AMAL MUDALLALI (Lebanon), on “Protection of the environment in relation to armed conflicts”, stressed the importance of bringing more legal clarity to the topic. Noting that draft principles 19.2 and 20 both use the terminology “population of the occupied territory”, she suggested using “protected population of the occupied territory” or “protected persons of the occupied territory”. This draws attention to the definition of “protected persons” as found in article 4 of the Geneva Convention relative to the Protection of Civilian Persons in Time of War — also known as the Fourth Geneva Convention — which states: “those who, at a given moment and in any manner whatsoever, find themselves, in case of a conflict or occupation, in the hands of a Party to the conflict or Occupying Power of which they are not nationals”. Further, the question of responsibility and liability for environmental harm could consider the questions of reparation and especially restitution, when possible, in cases of internationally wrongful acts committed against the environment, she said.
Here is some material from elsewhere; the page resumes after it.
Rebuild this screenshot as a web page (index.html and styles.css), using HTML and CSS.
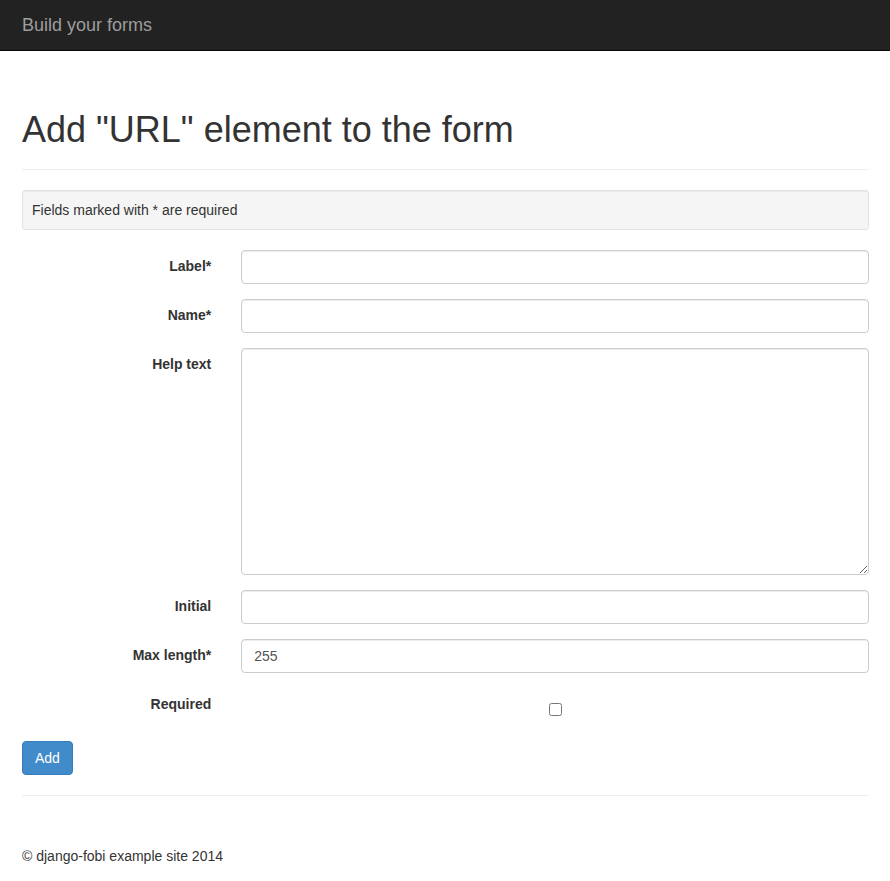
FILE: index.html
```html
<!DOCTYPE html>
<html lang="en">
<head>
  <meta charset="UTF-8">
  <title>Build your forms</title>
  <link rel="stylesheet" href="styles.css">
</head>
<body>
  <nav class="navbar">
    <a class="brand" href="#">Build your forms</a>
  </nav>

  <div class="container">
    <div class="page-header">
      <h1>Add "URL" element to the form</h1>
    </div>

    <div class="well">Fields marked with * are required</div>

    <form class="form-horizontal">
      <div class="form-group">
        <label class="control-label" for="id_label">Label*</label>
        <div class="field"><input type="text" id="id_label" class="form-control"></div>
      </div>
      <div class="form-group">
        <label class="control-label" for="id_name">Name*</label>
        <div class="field"><input type="text" id="id_name" class="form-control"></div>
      </div>
      <div class="form-group">
        <label class="control-label" for="id_help_text">Help text</label>
        <div class="field"><textarea id="id_help_text" class="form-control textarea"></textarea></div>
      </div>
      <div class="form-group">
        <label class="control-label" for="id_initial">Initial</label>
        <div class="field"><input type="text" id="id_initial" class="form-control"></div>
      </div>
      <div class="form-group">
        <label class="control-label" for="id_max_length">Max length*</label>
        <div class="field"><input type="text" id="id_max_length" class="form-control" value="255"></div>
      </div>
      <div class="form-group">
        <label class="control-label" for="id_required">Required</label>
        <div class="field check"><input type="checkbox" id="id_required"></div>
      </div>

      <button type="button" class="btn-primary">Add</button>
    </form>

    <hr>

    <footer>
      <p>&copy; django-fobi example site 2014</p>
    </footer>
  </div>
</body>
</html>
```

FILE: styles.css
```css
body {
  margin: 0;
  font-family: "Liberation Sans", Arial, sans-serif;
  font-size: 14px;
  line-height: 20px;
  color: #333;
  background: #fff;
}
.navbar {
  height: 50px;
  background: #222;
  border-bottom: 1px solid #080808;
}
.brand {
  display: block;
  padding: 15px 22px;
  font-size: 18px;
  line-height: 20px;
  color: #9d9d9d;
  text-decoration: none;
}
.container {
  padding: 0 21px 0 22px;
}
.page-header {
  margin: 59px 0 20px;
  padding-bottom: 9px;
  border-bottom: 1px solid #eee;
}
.page-header h1 {
  margin: 0 0 10px;
  font-size: 36px;
  font-weight: 500;
  line-height: 1.1;
}
.well {
  padding: 9px;
  margin-bottom: 20px;
  background: #f5f5f5;
  border: 1px solid #e3e3e3;
  border-radius: 3px;
  box-shadow: inset 0 1px 1px rgba(0,0,0,0.05);
}
.form-group {
  display: grid;
  grid-template-columns: 25% 75%;
  margin: 0 -15px 15px;
}
.control-label {
  padding: 6px 15px 0;
  text-align: right;
  font-weight: bold;
}
.field {
  padding: 0 15px;
}
.form-control {
  display: block;
  width: 100%;
  height: 34px;
  box-sizing: border-box;
  padding: 6px 12px;
  font-family: inherit;
  font-size: 14px;
  line-height: 20px;
  color: #555;
  background: #fff;
  border: 1px solid #ccc;
  border-radius: 4px;
  box-shadow: inset 0 1px 1px rgba(0,0,0,0.075);
}
.textarea {
  height: 227px;
  resize: vertical;
}
.check {
  height: 38px;
  padding-top: 15px;
  box-sizing: border-box;
}
.check input {
  display: block;
  margin: 0 auto;
  width: 13px;
  height: 13px;
}
.btn-primary {
  padding: 6px 12px;
  font-family: inherit;
  font-size: 14px;
  line-height: 20px;
  color: #fff;
  background: #428bca;
  border: 1px solid #357ebd;
  border-radius: 4px;
  cursor: pointer;
}
hr {
  margin: 20px 0;
  border: 0;
  border-top: 1px solid #eee;
}
footer {
  padding-top: 30px;
}
footer p {
  margin: 0 0 10px;
}
```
VINCENT OLIVIER RITTENER (Switzerland), speaking on “Protection of the environment in relation to armed conflicts”, said that international humanitarian law provides the primary basis which must be adequately reflected in the elaboration of new specific regimes. The protection of the environment during armed conflicts should be made more explicit and developed in a way to fill the gaps relating to environmental protection without changing existing international humanitarian law. Regarding the principles governing post‑conflict situations and particularly the principle relating to remnants of war, there could be merit in this if not only the different rights and obligations of the former parties to the conflict, but also those of other relevant actors would be further clarified.
Turning to “Immunity of State officials from foreign criminal jurisdiction”, he reiterated the significance of the procedural aspects of immunity from foreign criminal jurisdiction. Several methodological questions, such as the necessity to rule expressly on whether immunity exists, the invocation and waiver of immunity and the timing, require further clarification. The respect of immunities of State officials, if and when it is applicable, are key in avoiding an unnecessary strain on international relations and maintaining the sovereign equality of States. It would be useful for the Commission to comment on these issues.
LAURA STRESINA (Romania) addressed “Succession of States in respect of State responsibility”, noting that Commission discussions tried to streamline analysis on the topic with limited progress. The paucity and diversity of State practice is not conducive to the codification or progressive development on the matter. The topic would be relevant if it resulted in a set of model clauses for use by States in agreements on succession.
Turning to “Protection of the environment in relation to armed conflicts”, she said international humanitarian law is lex specialis on the matter. Recalling the International Court of Justice Advisory Option on the Legality of the Threat or Use of Nuclear Weapons from 1996, she noted that international humanitarian law does not operate to the exclusion of all other rules and principles during armed conflict. Citing the relevance of the precautionary “polluter pays” principles as applicable to armed conflict situations, she said the relevance increases based on the potential transboundary impact of activities harming the environment. Other affected States, as well as the occupied State, share an interest in clarifying responsibilities in that regard.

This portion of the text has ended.